I Went To SQL Injection Court — Quarrelsome

Date:

Share:

Should public bodies in Illinois, like cities and school districts
and sheriff’s departments, be allowed to hide information from Freedom
of Information requests by keeping them in databases? That question is
before the 104th Illinois General Assembly, thanks to a bill sponsored
by Donald P. DeWitte, elected state senator by the wise citizens of
Batavia and Elgin (motto: “The City In The Suburbs”; indeed), and
prompted in part by my friend Matt Chapman.

I play a very small part in this story, so I get to tell it.

Background

Illinois has an excellent,
toothy FOIA statute.

With very
few exceptions, any information collected by an Illinois public body
is public property.
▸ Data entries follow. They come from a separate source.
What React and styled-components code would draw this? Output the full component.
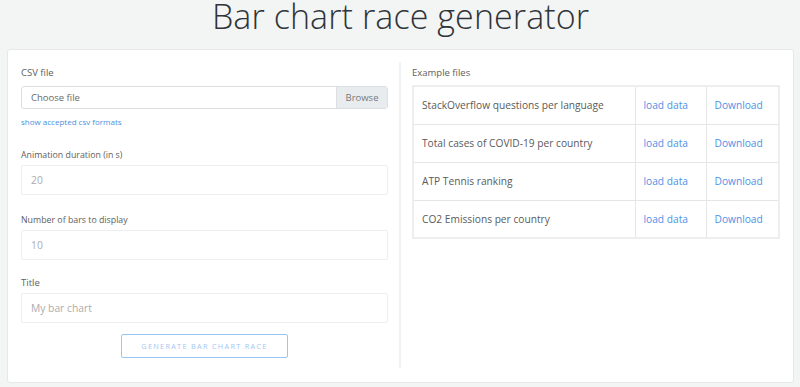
import React from "react";
import styled, { createGlobalStyle } from "styled-components";

const Global = createGlobalStyle`
  html, body { margin: 0; padding: 0; background: #f3f4f4; }
  body { font-family: "Open Sans", "Noto Sans", sans-serif; color: #555; }
  * { box-sizing: border-box; }
`;

const Page = styled.div`
  width: 800px;
  height: 387px;
  display: flex;
  flex-direction: column;
  padding: 0 6px 4px 7px;
`;

const Heading = styled.h1`
  margin: 0;
  height: 49px;
  padding-top: 0;
  text-align: center;
  font-weight: 300;
  font-size: 34px;
  line-height: 32px;
  color: #2f3439;
  letter-spacing: 0.1px;
`;

const Card = styled.div`
  flex: 1;
  background: #fff;
  border: 1px solid #e6e8e8;
  border-radius: 3px;
  padding: 12px 14px 14px 13px;
  display: grid;
  grid-template-columns: 380px 1fr;
`;

const LeftCol = styled.div`
  border-right: 2px solid #f1f2f3;
  padding: 4px 11px 0 0;
  display: flex;
  flex-direction: column;
`;

const RightCol = styled.div`
  padding: 4px 0 0 11px;
`;

const Label = styled.div`
  font-size: ${(p) => p.$fs || 9.5}px;
  line-height: 14px;
  color: #5e5e5e;
  margin-top: ${(p) => p.$mt || 0}px;
  margin-bottom: ${(p) => p.$mb || 3}px;
`;

const FileRow = styled.div`
  display: flex;
  height: 23px;
  border: 1px solid #dcdfe2;
  border-radius: 3px;
  overflow: hidden;
`;

const FileText = styled.div`
  flex: 1;
  padding-left: 9px;
  font-size: 9.5px;
  line-height: 21px;
  color: #6a6a6a;
`;

const Browse = styled.div`
  width: 51px;
  background: #e9ecef;
  border-left: 1px solid #dcdfe2;
  font-size: 9.5px;
  line-height: 21px;
  text-align: center;
  color: #777;
`;

const SmallLink = styled.a`
  font-size: 8px;
  color: #4a90e2;
  margin-top: 7px;
  line-height: 12px;
  text-decoration: none;
`;

const Input = styled.div`
  height: 30px;
  border: 1px solid #eceef0;
  border-radius: 2px;
  padding-left: 9px;
  font-size: 10.3px;
  line-height: 28px;
  color: #adadad;
`;

const ButtonRow = styled.div`
  display: flex;
  justify-content: center;
  margin-top: 11px;
`;

const Button = styled.button`
  width: 167px;
  height: 24px;
  background: #fff;
  border: 1px solid #9cc5f7;
  border-radius: 2px;
  color: #a3c6f2;
  font-family: "Open Sans", sans-serif;
  font-size: 7.3px;
  letter-spacing: 1.3px;
  text-transform: uppercase;
  padding: 0;
`;

const Table = styled.table`
  width: 368px;
  border-collapse: collapse;
  border: 2px solid #eceeef;
  font-size: 10.2px;
`;

const Td = styled.td`
  height: 38px;
  border: 1px solid #e4e6e8;
  padding: 0 0 0 8px;
  color: ${(p) => (p.$link ? "#4d91e8" : "#5a5a5a")};
  width: ${(p) => p.$w || "auto"};
`;

const rows = [
  "StackOverflow questions per language",
  "Total cases of COVID-19 per country",
  "ATP Tennis ranking",
  "CO2 Emissions per country",
];

export default function App() {
  return (
    <>
      <Global />
      <Page>
        <Heading>Bar chart race generator</Heading>
        <Card>
          <LeftCol>
            <Label $mb={6}>CSV file</Label>
            <FileRow>
              <FileText>Choose file</FileText>
              <Browse>Browse</Browse>
            </FileRow>
            <SmallLink>show accepted csv formats</SmallLink>
            <Label $mt={20} $fs={8.8}>Animation duration (in s)</Label>
            <Input>20</Input>
            <Label $mt={18} $fs={8.8}>Number of bars to display</Label>
            <Input>10</Input>
            <Label $mt={16} $fs={9.5}>Title</Label>
            <Input>My bar chart</Input>
            <ButtonRow>
              <Button>Generate bar chart race</Button>
            </ButtonRow>
          </LeftCol>
          <RightCol>
            <Label $mb={5}>Example files</Label>
            <Table>
              <tbody>
                {rows.map((r) => (
                  <tr key={r}>
                    <Td>{r}</Td>
                    <Td $link $w="71px">load data</Td>
                    <Td $link $w="73px">Download</Td>
                  </tr>
                ))}
              </tbody>
            </Table>
          </RightCol>
        </Card>
      </Page>
    </>
  );
}
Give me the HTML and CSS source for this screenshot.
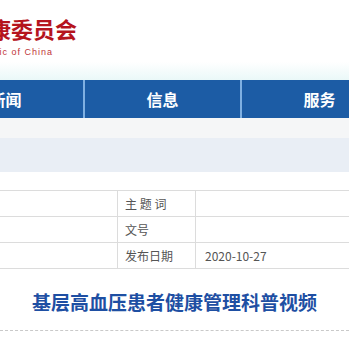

Anybody is entitled to ask for it. You can’t
generally be charged for asking. Public bodies can’t really limit the
number of requests you make. They get just 5 days to respond, with 5
additional extension days if requested in writing. Improper denials can
get you legal fee recovery if you sue over them, so there are lawyers
that will take these cases on contingency. It’s pretty neat!

I think people are too shy about making FOIA requests. It’s easier
than it looks! You just need to send an email to the public body you
want information from. Put “FOIA” in the subject line. By law, there’s
no more ceremony to it than that. And you’ll find that the people
responding to those emails are generally kind and happy to help.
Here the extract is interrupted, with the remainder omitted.